Conformational stability, ab initio calculations and vibrational assignment for 1,1-difluoro- and 1,1-dichloro-1-silacyclopentane

The infrared spectrum (3200–400 cm−1) of the gas and the Raman spectrum (3200–50 cm−1) of liquid and solid 1,1-difluoro-1-silacyclopentane and 1,1-dichloro-1-silacyclopentane have been recorded. In all of these physical states only the twisted (C2) conformer was detected. The conformational energies have been calculated with the Moller–Plesset perturbation method to the second order; MP2(Full) as well as the density functional theory by the B3LYP method utilizing a variety of basis sets up to 6-311 + G(2df,2pd). All the calculations predict only the twisted form as the stable conformer of 1,1-difluoro-1-silacyclopentane with the average barrier to planarity of 2548 cm−1 (30.49 kJ/mol) from the MP2 calculations and a significantly lower value of 1422 cm−1 (17.01 kJ/mol) from the density functional calculations. Neither calculation was significantly affected by the inclusion of diffuse functions.
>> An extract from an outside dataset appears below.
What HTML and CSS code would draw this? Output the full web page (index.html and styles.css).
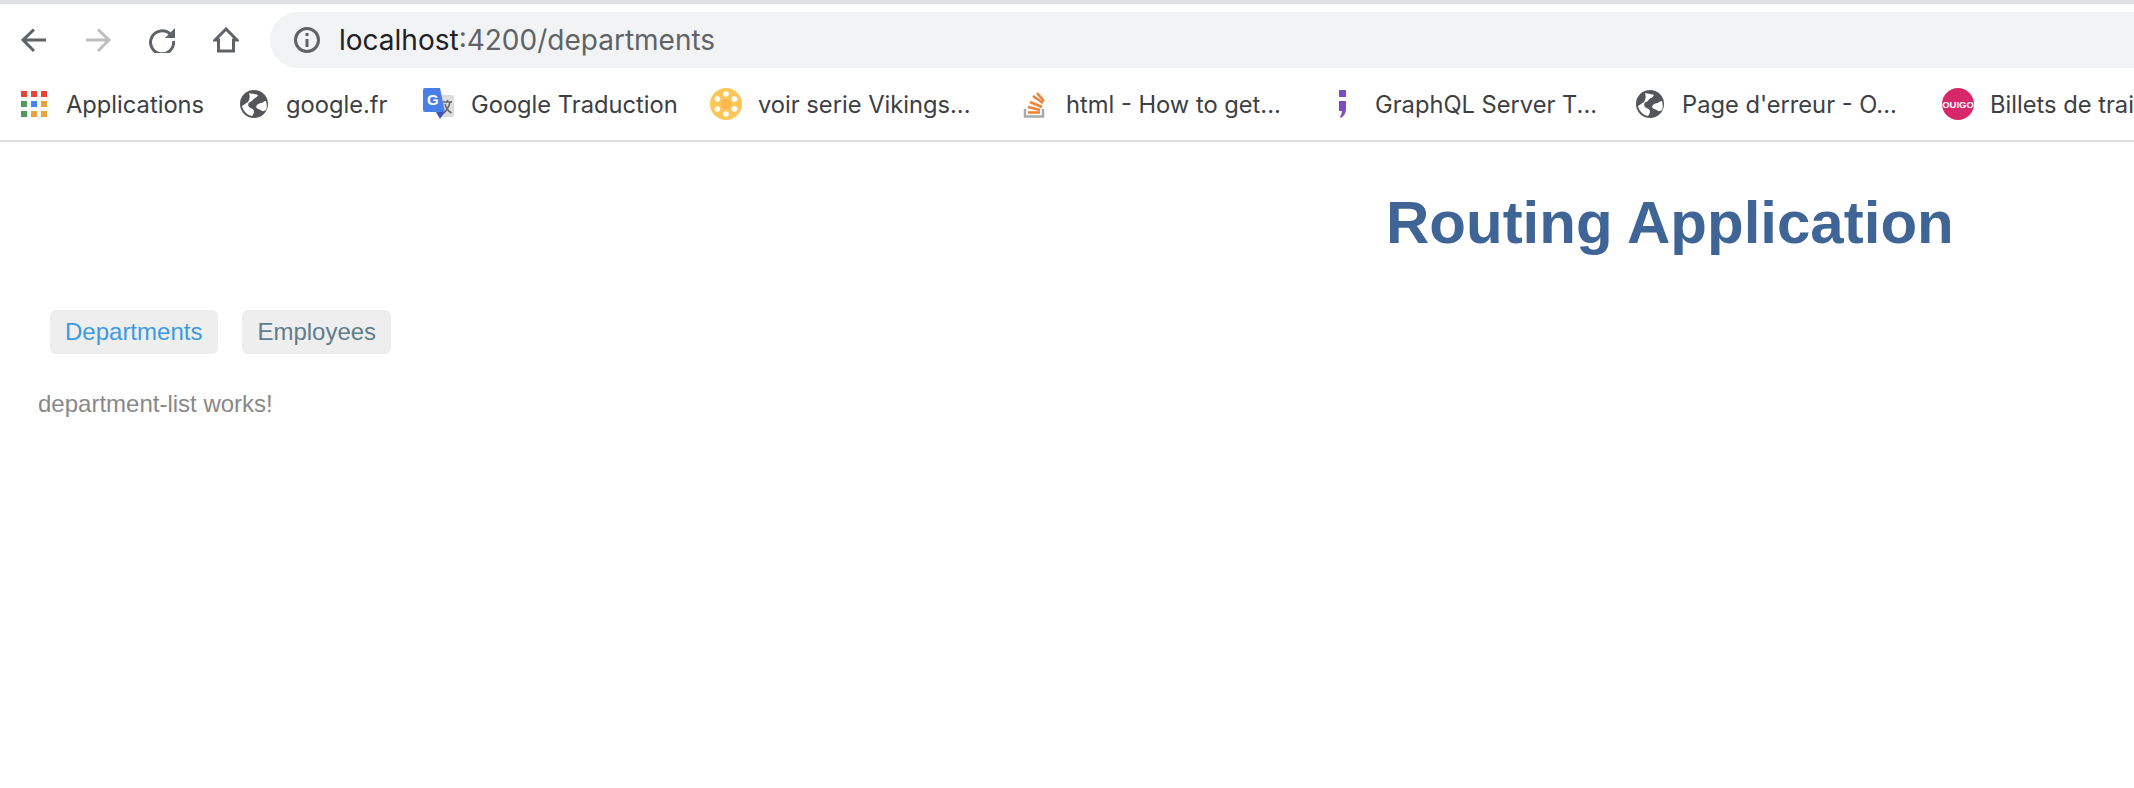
FILE: index.html
```html
<!DOCTYPE html>
<html lang="en">
<head>
    <meta charset="UTF-8">
    <meta name="viewport" content="width=device-width, initial-scale=1.0">
    <title>Routing Application</title>
    <link rel="stylesheet" href="styles.css">
</head>
<body>
    <div class="toolbar">
        <svg class="tool-icon" viewBox="0 0 26 26"><path d="M25 13H3M13 2.500 2 13l11 11" /></svg>
        <svg class="tool-icon disabled" viewBox="0 0 26 26"><path d="M1 13h22M13 2.500 24 13 13 24" /></svg>
        <svg class="tool-icon" viewBox="0 0 26 26"><path d="M21.500 7.500A11.500 11.500 0 1 0 24.500 14" /><path class="solid" d="M26 1v10H16z" /></svg>
        <svg class="tool-icon" viewBox="0 0 26 26"><path d="M13 2 2 13h3.500v11h15V13H24z" /></svg>
        <div class="address-bar">
            <svg class="info-icon" viewBox="0 0 28 28"><circle cx="14" cy="14" r="11.500" /><path d="M14 13v8M14 7v3" /></svg>
            <span class="host">localhost</span><span class="path">:4200/departments</span>
        </div>
    </div>

    <div class="bookmarks">
        <a class="bookmark mark-apps">
            <svg class="favicon-apps" viewBox="0 0 26 26">
                <rect x="0" y="0" width="6" height="6" fill="#ea4335" /><rect x="10" y="0" width="6" height="6" fill="#ea4335" /><rect x="20" y="0" width="6" height="6" fill="#ea4335" />
                <rect x="0" y="10" width="6" height="6" fill="#4f9b5e" /><rect x="10" y="10" width="6" height="6" fill="#4285f4" /><rect x="20" y="10" width="6" height="6" fill="#e8a33a" />
                <rect x="0" y="20" width="6" height="6" fill="#4f9b5e" /><rect x="10" y="20" width="6" height="6" fill="#e8a33a" /><rect x="20" y="20" width="6" height="6" fill="#e8a33a" />
            </svg>
            Applications
        </a>
        <a class="bookmark mark-google">
            <svg class="favicon-globe" viewBox="0 0 28 28"><circle cx="14" cy="14" r="14" fill="#54565b" /><path fill="#fff" d="M9 3c3 1 7 1 9 2-1 3-5 3-6 6-3 1-5 3-3 6 2 2 4 1 5 4 0 2-1 4-2 5C7 25 3 21 2 16l6-4c2-3 2-6 1-9zM26 11c1 3 1 7 0 9-2 1-4 2-5 0-2-1-4-1-5-3 1-3 3-4 6-4 1-1 2-2 4-2z" /></svg>
            google.fr
        </a>
        <a class="bookmark mark-translate">
            <svg class="favicon" viewBox="0 0 32 32"><path fill="#dcdcdc" d="M16 7h13a2 2 0 0 1 2 2v18a2 2 0 0 1-2 2H18z" /><path fill="#4a7fe8" d="M2 0h15l5 24H2a2 2 0 0 1-2-2V2a2 2 0 0 1 2-2z" /><path fill="#3a56b8" d="M13 24h9l-5 7z" /><text class="favicon-g" x="4" y="17">G</text><path class="translate-mark" d="M20 14h9M24.500 12v2M22 16c1 4 3 7 6.500 9M27 14c-1 5-3 8-6 11" /></svg>
            Google Traduction
        </a>
        <a class="bookmark mark-vikings">
            <svg class="favicon" viewBox="0 0 32 32"><circle cx="16" cy="16" r="16" fill="#fcc659" /><g fill="#fff"><circle cx="16" cy="6" r="2.800" /><circle cx="16" cy="26" r="2.800" /><circle cx="7.500" cy="11" r="2.800" /><circle cx="24.500" cy="11" r="2.800" /><circle cx="7.500" cy="21" r="2.800" /><circle cx="24.500" cy="21" r="2.800" /></g><circle cx="16" cy="16" r="5" fill="#f8b84a" /></svg>
            voir serie Vikings...
        </a>
        <a class="bookmark mark-stack">
            <svg class="favicon" viewBox="0 0 32 32"><path fill="none" stroke="#a9a9a9" stroke-width="2.500" d="M7 21v7.500h18V21" /><path fill="none" stroke="#ef8236" stroke-width="2.600" d="M10 24.500h12M10 19l12 3M12 14l12 5M15 8l10 7M19 5l7 8" /></svg>
            html - How to get...
        </a>
        <a class="bookmark mark-graphql">
            <svg class="favicon" viewBox="0 0 32 32"><path fill="#7e4bc0" d="M12 2h7v7h-7zM12 13h7v8c0 4-2 7-5 9l-1-1c1-2 2-4 2-6h-3z" /></svg>
            GraphQL Server T...
        </a>
        <a class="bookmark mark-error">
            <svg class="favicon-globe" viewBox="0 0 28 28"><circle cx="14" cy="14" r="14" fill="#54565b" /><path fill="#fff" d="M9 3c3 1 7 1 9 2-1 3-5 3-6 6-3 1-5 3-3 6 2 2 4 1 5 4 0 2-1 4-2 5C7 25 3 21 2 16l6-4c2-3 2-6 1-9zM26 11c1 3 1 7 0 9-2 1-4 2-5 0-2-1-4-1-5-3 1-3 3-4 6-4 1-1 2-2 4-2z" /></svg>
            Page d'erreur - O...
        </a>
        <a class="bookmark mark-ouigo">
            <svg class="favicon" viewBox="0 0 32 32"><circle cx="16" cy="16" r="16" fill="#d6286b" /><text class="favicon-ouigo" x="16" y="19.500">OUIGO</text></svg>
            Billets de train...
        </a>
    </div>

    <main class="page">
        <h1 class="app-title">Routing Application</h1>
        <ul class="nav-list">
            <li class="nav-item active">Departments</li>
            <li class="nav-item">Employees</li>
        </ul>
        <p class="outlet-text">department-list works!</p>
    </main>
</body>
</html>
```

FILE: styles.css
```css
html, body {
    margin: 0;
    padding: 0;
    background-color: #fff;
    overflow: hidden;
}
body {
    font-family: "Liberation Sans", Arial, sans-serif;
}
.toolbar {
    display: flex;
    align-items: center;
    gap: 38px;
    height: 72px;
    padding-left: 21px;
    border-top: 4px solid #dfe1e5;
}
.tool-icon {
    width: 26px;
    height: 26px;
    flex: none;
    fill: none;
    stroke: #5f6368;
    stroke-width: 3;
}
.tool-icon.disabled {
    stroke: #bdbebf;
}
.tool-icon .solid {
    fill: #5f6368;
    stroke: none;
}
.address-bar {
    display: flex;
    align-items: center;
    flex: 1;
    height: 56px;
    margin-left: -7px;
    margin-right: -40px;
    padding-left: 23px;
    background-color: #f1f3f4;
    border-radius: 28px;
    font-family: Inter, sans-serif;
    font-size: 28px;
}
.info-icon {
    width: 28px;
    height: 28px;
    margin-right: 18px;
    fill: none;
    stroke: #5f6368;
    stroke-width: 3;
}
.host {
    color: #202124;
}
.path {
    color: #5f6368;
}
.bookmarks {
    display: flex;
    align-items: center;
    height: 56px;
    padding-bottom: 8px;
    border-bottom: 2px solid #dcdde0;
    font-family: Inter, sans-serif;
    font-size: 23.700px;
    color: #3c4043;
    white-space: nowrap;
}
.bookmark {
    display: flex;
    flex: none;
    align-items: center;
    gap: 16px;
    box-sizing: border-box;
}
.mark-apps { width: 240px; padding-left: 21px; gap: 19px; }
.mark-google { width: 183px; gap: 18px; }
.mark-translate { width: 287px; }
.mark-vikings { width: 308px; }
.mark-stack { width: 309px; }
.mark-graphql { width: 309px; }
.mark-error { width: 306px; gap: 18px; }
.favicon-apps {
    width: 26px;
    height: 26px;
    flex: none;
}
.favicon-globe {
    width: 28px;
    height: 28px;
    flex: none;
}
.favicon {
    width: 32px;
    height: 32px;
    flex: none;
}
.favicon-g {
    font-family: "Liberation Sans", sans-serif;
    font-size: 15px;
    font-weight: bold;
    fill: #fff;
}
.translate-mark {
    fill: none;
    stroke: #666;
    stroke-width: 1.500;
}
.favicon-ouigo {
    font-family: "Liberation Sans", sans-serif;
    font-size: 9.500px;
    font-weight: bold;
    fill: #fff;
    text-anchor: middle;
}
.page {
    padding: 0 38px;
}
.app-title {
    margin: 45px 0 0;
    padding-left: 1348px;
    font-size: 60px;
    line-height: 72px;
    color: #3f6596;
    white-space: nowrap;
}
.nav-list {
    display: flex;
    gap: 24px;
    margin: 51px 0 0;
    padding: 0 0 0 12px;
    list-style: none;
}
.nav-item {
    padding: 0 15px;
    height: 44px;
    line-height: 44px;
    background-color: #eee;
    border-radius: 6px;
    font-size: 24px;
    color: #607d8b;
}
.nav-item.active {
    padding-right: 16px;
    color: #3d9ae2;
}
.outlet-text {
    margin: 36px 0 0;
    font-size: 24px;
    line-height: 28px;
    color: #888;
}
```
The Cs conformer has a lower energy of 1703 cm−1 (MP2) and 1334 cm−1 (B3LYP) than the planar form. Thus the path between the two identical C2 conformers is by pseudorotational motion rather than through the planar form. Similar results obtain for 1,1-dichloro-1-silacyclopentane. The optimized geometry calculated with the 6-311 + G(2df,2pd) basis is given together with a complete vibrational assignment for the twisted (C2) conformer. These assignments are supported by normal coordinate calculations with scaled force constants from MP2(Full)/6-31G(d) calculations. The results of these spectroscopic and theoretical studies are discussed and compared to the corresponding results for silacyclopentane.